ROCm Optiq (Beta) 0.2.0#
Added#
Summary View: Displays the top ten kernels by execution time using pie charts, bar charts, or tables.
Minimap: Provides a compact overview of event density and counter values across the entire trace, enabling rapid navigation of large datasets.
Changed#
Timeline View: Improved navigation and selection. Added context menu option to create a time range filter from a selected event or events.
Advanced Details Panel: Aggregate by Column drop-down groups the results by the selected column. Options to size columns to fit in Event Table and Sample Table. Event Details now shows the function call’s arguments, if available.
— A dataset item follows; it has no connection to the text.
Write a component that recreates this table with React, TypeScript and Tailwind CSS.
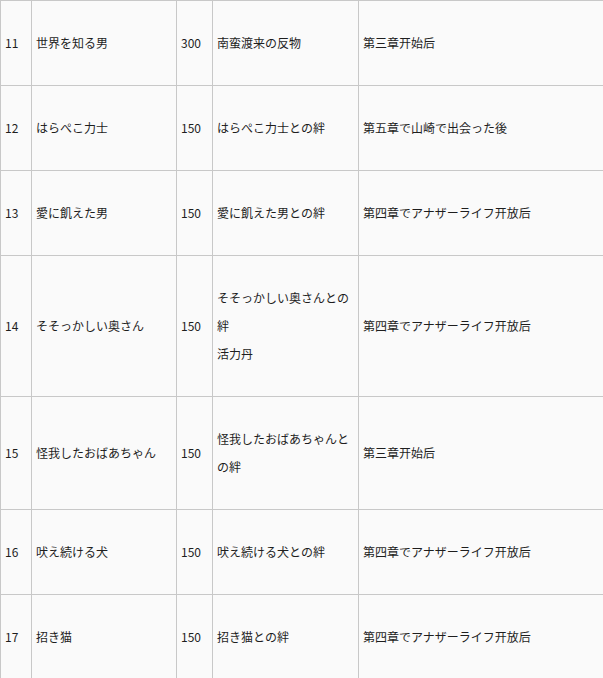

Time Range Filtering: Improved time range selection.
Histogram: Shows event density in two display modes: “Normalization: All Tracks” and “Normalization: Visible Tracks”.
Multi-node: Multi-node data and a new multi-database yaml file format are supported.
ROCm Optiq (Beta) 0.1.0#
Initial release of ROCm Optiq (Beta).
Added#
System Topology View: Displays a hierarchical representation of the hardware or system components, such as nodes, processes, as well as the GPU queues, memory operations, threads, and more that belong to them.
Timeline View: Shows CPU and GPU activities, events, and performance metrics in chronological order for a detailed temporal analysis. ROCm Optiq allows you to zoom, filter, and bookmark data for fine-grained inspection. You can correlate GPU workloads with in-application CPU events and performance with hardware resource usage, enabling easy identification and remediation of performance blockers.
Advanced Details Panel: Provides an in-depth view of profiling data, enabling you to analyze performance metrics and event-specific information. It offers SQL-like filters and group-by operations.
Histogram: Shows the event density across all visible tracks and highlights the zoomed-in region to quickly identify hotspots.
Time Range Filtering: Select a specific time interval to filter events and counter samples for focused analysis.
Event Search: Quickly locate target events.